El número cinco de La 86 coloca el balón en el punto blanco del área. Cobra. En la línea oriental se escuchan gritos de gol. Amigos del equipo de La 86, casi todos con la camiseta blanca que tiene azul por los lados. A unos metros de esa banda, se enciende la máquina aplanadora y poco a poco le diremos adiós al botadero de escombros que solía ser ese potrero. La Alcaldía Local de Engativá —localidad que comprende 123 de los 2.344 barrios de Bogotá— manifestó su interés por el arreglo de esa zona y además en dos semanas ayudarán, también, a nivelar la cancha. El torneo en la categoría Máster quedará aplazado hasta nuevo aviso. Pero esta zona estará más despejada y posiblemente, si la Alcaldía lo permite se construirá un parque para la recreación y el deporte de las personas.

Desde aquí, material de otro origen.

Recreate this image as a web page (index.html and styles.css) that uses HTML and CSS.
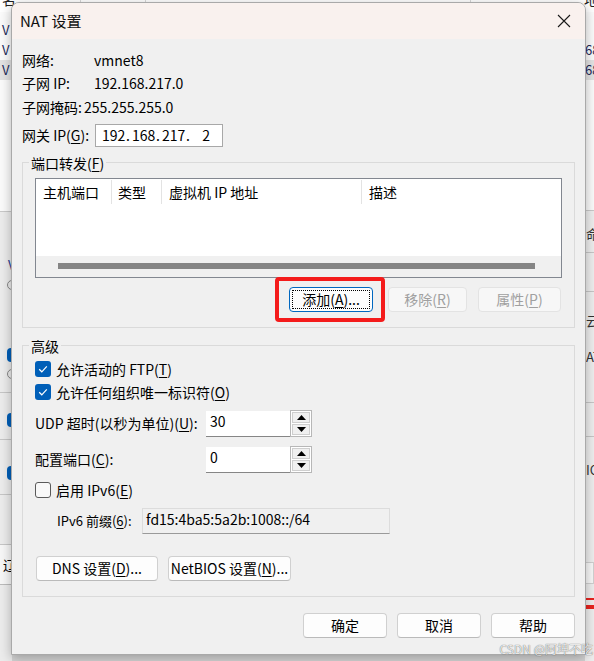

Se va a terminar. El juego se vuelve monótono con los rechazos de La 86 por las alturas. Daniel, Julián y Rubén tendrán un poco más de cien mil pesos, cada uno, por el arbitraje de dos partidos de categoría única y dos de categoría Máster.
Termina el partido. Abrazos de amigos y familiares sobre cada uno de los jugadores de La 86. No hay reclamos de los ReAlcohólicos para Julián. A diferencia de un día en el que a Daniel, al estilo de Jackie Chan, le dieron una patada voladora en un torneo empresarial para el cual dirigía una semifinal. El jugador, nada parecido a un entrenador de artes marciales, se enfadó por la sanción de una mano en el área que luego en el cobro del tiro desde el punto penal, les cobró la clasificación. Daniel sólo tuvo la bandera para defenderse.
En nuestra localidad, silencio. El Chiqui llega hasta donde nosotros y le dice a un hombre:
— Qué cagada, qué pena. ¿Me gasta una gaseosa?
— Todo bien— le dice su amigo.
En media hora la premiación. Los trofeos de desconocido material y millón cuatrocientos para La 86. Julián habla con un grupo de veteranos que ya jugó a las nueve. Se abraza con uno de ellos. Le suben a la música. Le suben al Joe Arroyo con Rebelión. Dos niños como de cinco años rematan al arco norte, ya vacío, con una pelota de caucho amarilla. Mil botellas de cerveza Póker. Gritos de alegría, risas, empezará otro juego—categoría Máster—. La máquina aplanadora hace su tercera pasada. El mundo sigue.